When you’re working on a project, especially one that doesn’t have many readily available parts, chances are you’re going to have to do some fabrication. We all know about the basic fabrication tools that are out there, but have you ever thought about using 3D-printing technology in your shop? Well, we’re going to look at how you can use a 3D printer in your shop and on an automotive project.
Right now, we’ve got a few projects that we’re working on that will need some custom parts, and using a 3D-printer to create them makes sense. We reached out to the team at ELEGOO, a leading 3D printer company, to get a printer for our shop. They recommended we try the ELEGOO Neptune 3 Max FDM printer. This particular FDM printer has a massive 16.53×16.53×19.68-inch build volume, so that will allow us to print some pretty large parts.
The Neptune 3 Max is a feature-rich printer that’s actually very easy to learn how to use. One of the features we like about this printer is its ability to run different types of printer filament, which is important when you’re printing car parts. If you’re interested in getting a 3D printer for your shop, this printer should be at the top of your list.
FDM 3D Printing Basics
Let’s talk about what FDM printing is and how it works. The FDM in FDM printing stands for Fused Deposition Modeling. This type of printing uses a polymer-based filament that’s melted and laid down in 2D layers on top of each other. As these layers are stacked up, they create a three-dimensional object. So, think of it as a reverse CNC machine, instead of removing material to create an object, it uses the polymer filament to build an object.
FDM printers work by taking the filament and running it through a heating block via some type of motorized system. As the filament is pushed through the heating block, it melts and runs through a nozzle that lays the material down on the print bed. While this is happening, cooling fans are running to help cool the filament so the layers will fuse together and stack up properly. This all happens as the print head moves along the X, Y, and Z axis of the print bed.
The print head is typically moved by a belt system that’s controlled by stepper motors. These motors move the print head along its tool path based on the G-code that’s uploaded to the printer’s operating system. This G-code is created in CAD/CAM software and can be used to design literally anything that you can dream up, you’re just limited by the printer’s abilities.
The filament that the printer uses to create objects is an amazing material. There are all kinds of different filaments out there that have different properties and abilities. The price for most rolls of filament is less than $60, and depending on what you’re making, can make lots of different items. Since the filament is so versatile, it can be used in the automotive world for prototyping parts, as well as creating useable parts.
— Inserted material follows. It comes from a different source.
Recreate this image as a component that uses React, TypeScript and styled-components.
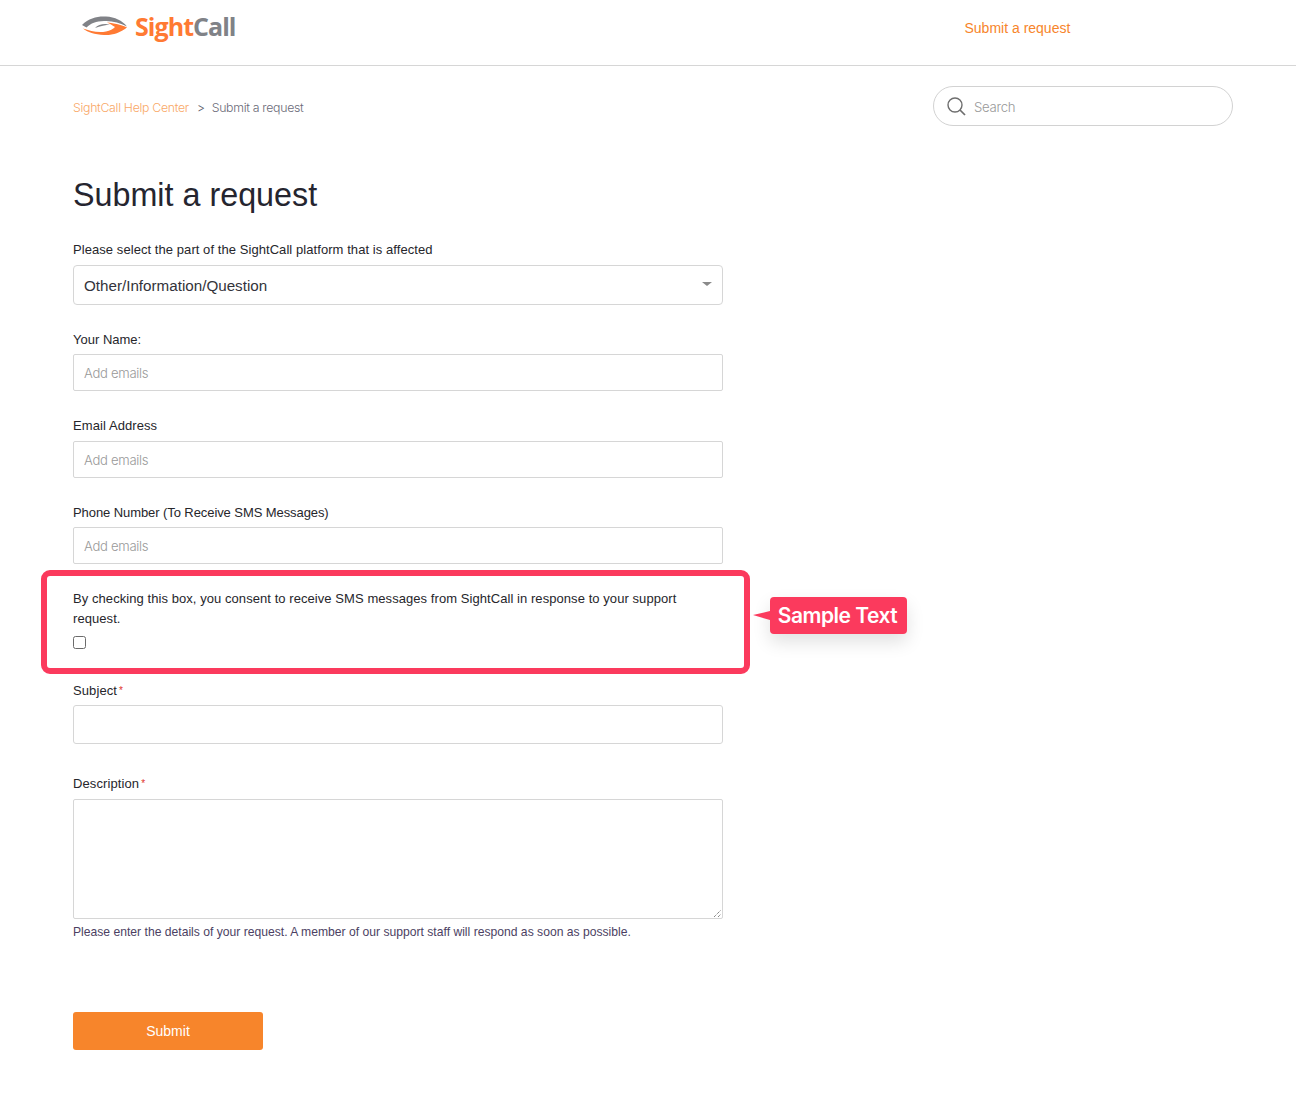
import React from "react";
import styled, { createGlobalStyle } from "styled-components";

const Global = createGlobalStyle`
  html, body { margin: 0; padding: 0; background: #fff; }
  body { font-family: "Liberation Sans", Arial, sans-serif; color: #26262b; }
  * { box-sizing: border-box; }
`;

const Page = styled.div`
  width: 1296px;
  height: 1096px;
  overflow: hidden;
`;

const Header = styled.header`
  height: 66px;
  border-bottom: 1px solid #d6d6d6;
  display: flex;
  align-items: flex-start;
  padding-left: 82px;
`;

const Logo = styled.a`
  display: flex;
  align-items: center;
  gap: 7px;
  height: 52px;
  width: 882.5px;
`;

const LogoText = styled.span`
  font-family: "Open Sans", sans-serif;
  font-weight: 700;
  font-size: 25px;
  letter-spacing: -0.95px;
  line-height: 30px;
  color: #ff7a33;
`;

const LogoGrey = styled.span`
  color: #808287;
`;

const NavLink = styled.a`
  font-size: 14px;
  line-height: 16px;
  color: #f7852b;
  margin-top: 20px;
`;

const Crumbs = styled.div`
  display: flex;
  justify-content: space-between;
  align-items: flex-start;
  padding: 20px 63px 0 73px;
`;

const Trail = styled.div`
  display: flex;
  align-items: center;
  font-family: Inter, sans-serif;
  font-weight: 300;
  font-size: 12.3px;
  height: 42px;
  letter-spacing: -0.3px;
`;

const CrumbLink = styled.a`
  color: #f9a867;
`;

const CrumbSep = styled.span`
  color: #5a5a68;
  margin: 0 7px 0 8px;
`;

const CrumbCurrent = styled.span`
  color: #6a6a78;
`;

const SearchBox = styled.div`
  width: 300px;
  height: 40px;
  border: 1px solid #d2d2d2;
  border-radius: 20px;
  display: flex;
  align-items: center;
  gap: 8px;
  padding-left: 13px;
`;

const SearchText = styled.span`
  font-family: Inter, sans-serif;
  font-weight: 300;
  font-size: 13.2px;
  letter-spacing: -0.3px;
  color: #999;
  position: relative;
  top: 1px;
`;

const Main = styled.main`
  padding: 0 0 0 73px;
  width: 723px;
`;

const Title = styled.h1`
  margin: 48px 0 0;
  font-weight: 400;
  font-size: 32.3px;
  line-height: 38px;
  color: #25252f;
`;

const Field = styled.div<{ $top: number }>`
  margin-top: ${(p) => p.$top}px;
`;

const Label = styled.label<{ $gap?: number; $track?: number }>`
  display: block;
  font-size: 13px;
  line-height: 15px;
  letter-spacing: ${(p) => p.$track ?? 0}px;
  color: #26262b;
  margin-bottom: ${(p) => p.$gap ?? 8}px;
`;

const Star = styled.span`
  color: #e0322b;
  font-size: 10px;
  margin-left: 2px;
  vertical-align: 1px;
`;

const SelectBox = styled.div`
  height: 40px;
  border: 1px solid #d6d6d6;
  border-radius: 4px;
  display: flex;
  align-items: center;
  justify-content: space-between;
  padding: 0 10px;
  font-size: 15.2px;
  color: #33333a;
`;

const Caret = styled.span`
  width: 0;
  height: 0;
  border-left: 5px solid transparent;
  border-right: 5px solid transparent;
  border-top: 4px solid #8a8a8a;
  margin-top: -2px;
`;

const Input = styled.div<{ $h: number; $radius?: number }>`
  height: ${(p) => p.$h}px;
  border: 1px solid #d6d6d6;
  border-radius: ${(p) => p.$radius ?? 2}px;
  display: flex;
  align-items: center;
  padding: 0 10px;
`;

const Placeholder = styled.span`
  font-family: Inter, sans-serif;
  font-weight: 300;
  font-size: 13.1px;
  letter-spacing: -0.3px;
  color: #999;
`;

const ConsentField = styled.div`
  position: relative;
  margin-top: 25px;
`;

const ConsentText = styled.p`
  margin: 0;
  font-size: 13px;
  line-height: 20px;
  letter-spacing: 0.065px;
  color: #26262b;
`;

const Check = styled.span`
  display: block;
  width: 13px;
  height: 13px;
  margin-top: 7px;
  border: 1px solid #6b6b6b;
  border-radius: 2.5px;
  background: #fff;
`;

const Highlight = styled.div`
  position: absolute;
  left: -32px;
  top: -19px;
  width: 709px;
  height: 104px;
  border: 6px solid #fb3a5d;
  border-radius: 9px;
  pointer-events: none;
`;

const Tag = styled.div`
  position: absolute;
  left: 697px;
  top: 8px;
  width: 137px;
  height: 37px;
  padding-right: 2px;
  border-radius: 4px;
  background: #fb3a5d;
  color: #fff;
  font-family: Inter, sans-serif;
  font-weight: 600;
  font-size: 21px;
  letter-spacing: -0.5px;
  display: flex;
  align-items: center;
  justify-content: center;
  white-space: nowrap;
  box-shadow: 0 8px 18px rgba(0, 0, 0, 0.12);

  &::before {
    content: "";
    position: absolute;
    left: -17px;
    top: 14px;
    border-style: solid;
    border-width: 4px 17px 5px 0;
    border-color: transparent #fb3a5d transparent transparent;
  }
`;

const Area = styled.div`
  position: relative;
  height: 120px;
  border: 1px solid #d6d6d6;
  border-radius: 2px;
`;

const Grip = styled.svg`
  position: absolute;
  right: 0;
  bottom: 0;
`;

const Help = styled.p`
  margin: 6px 0 0;
  font-size: 12.15px;
  line-height: 14px;
  color: #4c3f63;
`;

const Submit = styled.button`
  display: block;
  margin-top: 73px;
  width: 190px;
  height: 38px;
  border: 0;
  border-radius: 3px;
  background: #f7852b;
  color: #fff;
  font-family: inherit;
  font-size: 14px;
`;

export default function App() {
  return (
    <Page>
      <Global />
      <Header>
        <Logo>
          <svg width="46" height="20" viewBox="0 0 46 20">
            <path d="M0 9C7 2 16 0 24 .6 33 1.200 40 4.500 45 10.500 38 7 30 4.500 22 5 14 5.500 9 7 4.500 11.500Z" fill="#808287" />
            <path d="M13 12C16 8.500 22 7 28 8.500 24 9 18 10 13 12Z" fill="#808287" />
            <path d="M1 12.500C8 15 16 17 24 15.500 28 14.500 31 13 33 11 30 9 28 8 25 6.500 32 7 40 9 45 11.500 38 17 30 19.500 22 19 13 18.500 5 16 1 12.500Z" fill="#ff7a33" />
          </svg>
          <LogoText>
            Sight<LogoGrey>Call</LogoGrey>
          </LogoText>
        </Logo>
        <NavLink>Submit a request</NavLink>
      </Header>
      <Crumbs>
        <Trail>
          <CrumbLink>SightCall Help Center</CrumbLink>
          <CrumbSep>&gt;</CrumbSep>
          <CrumbCurrent>Submit a request</CrumbCurrent>
        </Trail>
        <SearchBox>
          <svg width="19" height="19" viewBox="0 0 19 19" fill="none" stroke="#6e6e6e" strokeWidth="1.400">
            <circle cx="8" cy="8" r="7" />
            <path d="M13 13l5 5" strokeWidth="1.700" />
          </svg>
          <SearchText>Search</SearchText>
        </SearchBox>
      </Crumbs>
      <Main>
        <Title>Submit a request</Title>
        <Field $top={28}>
          <Label $track={0.065}>Please select the part of the SightCall platform that is affected</Label>
          <SelectBox>
            Other/Information/Question
            <Caret />
          </SelectBox>
        </Field>
        <Field $top={27}>
          <Label $gap={7}>Your Name:</Label>
          <Input $h={37}><Placeholder>Add emails</Placeholder></Input>
        </Field>
        <Field $top={27}>
          <Label $track={0.08}>Email Address</Label>
          <Input $h={37}><Placeholder>Add emails</Placeholder></Input>
        </Field>
        <Field $top={27}>
          <Label $gap={7} $track={-0.08}>Phone Number (To Receive SMS Messages)</Label>
          <Input $h={37}><Placeholder>Add emails</Placeholder></Input>
        </Field>
        <ConsentField>
          <ConsentText>
            By checking this box, you consent to receive SMS messages from SightCall in response to your support request.
          </ConsentText>
          <Check />
          <Highlight />
          <Tag>Sample Text</Tag>
        </ConsentField>
        <Field $top={34}>
          <Label $gap={7} $track={0.1}>Subject<Star>*</Star></Label>
          <Input $h={39} $radius={3} />
        </Field>
        <Field $top={32}>
          <Label $track={0.1}>Description<Star>*</Star></Label>
          <Area>
            <Grip width="9" height="9" viewBox="0 0 9 9" stroke="#555" strokeWidth="1" strokeDasharray="1 1">
              <path d="M1 8L8 1M5 8l3-3" />
            </Grip>
          </Area>
          <Help>Please enter the details of your request. A member of our support staff will respond as soon as possible.</Help>
        </Field>
        <Submit>Submit</Submit>
      </Main>
    </Page>
  );
}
Most 3D printers read .STL format files that are created in CAD/CAM programs. You import the .STL file into slicing software that will convert the file into printing instructions for your 3D printer. This information is used to generate a G-code file that the printer can read and follow to create the object you’re printing. You can go to websites like Thingiverse, Cults, and GrabCAD to find .STL files for your printer.
If you want to learn in more detail how FDM 3D printers work, you can watch this video.
Filament: The Building Blocks Of 3D Printed Parts
Let’s take a deeper dive into FDM filament and how you can use it in an automotive application. You’ll see common filaments like PLA, PETG, and ABS used the most for 3D printing. When you’re selecting filament for 3D printing car parts, you need to take into consideration things like engine heat, vibrations, how UV rays will interact with the parts, and how much stress the part will be put under.
Tyler McCormack owns Reversion Raceworks, a company that specializes in making 3D-printed parts for automotive applications. He explains why you should use PLA filament when you’re making prototype parts for a project.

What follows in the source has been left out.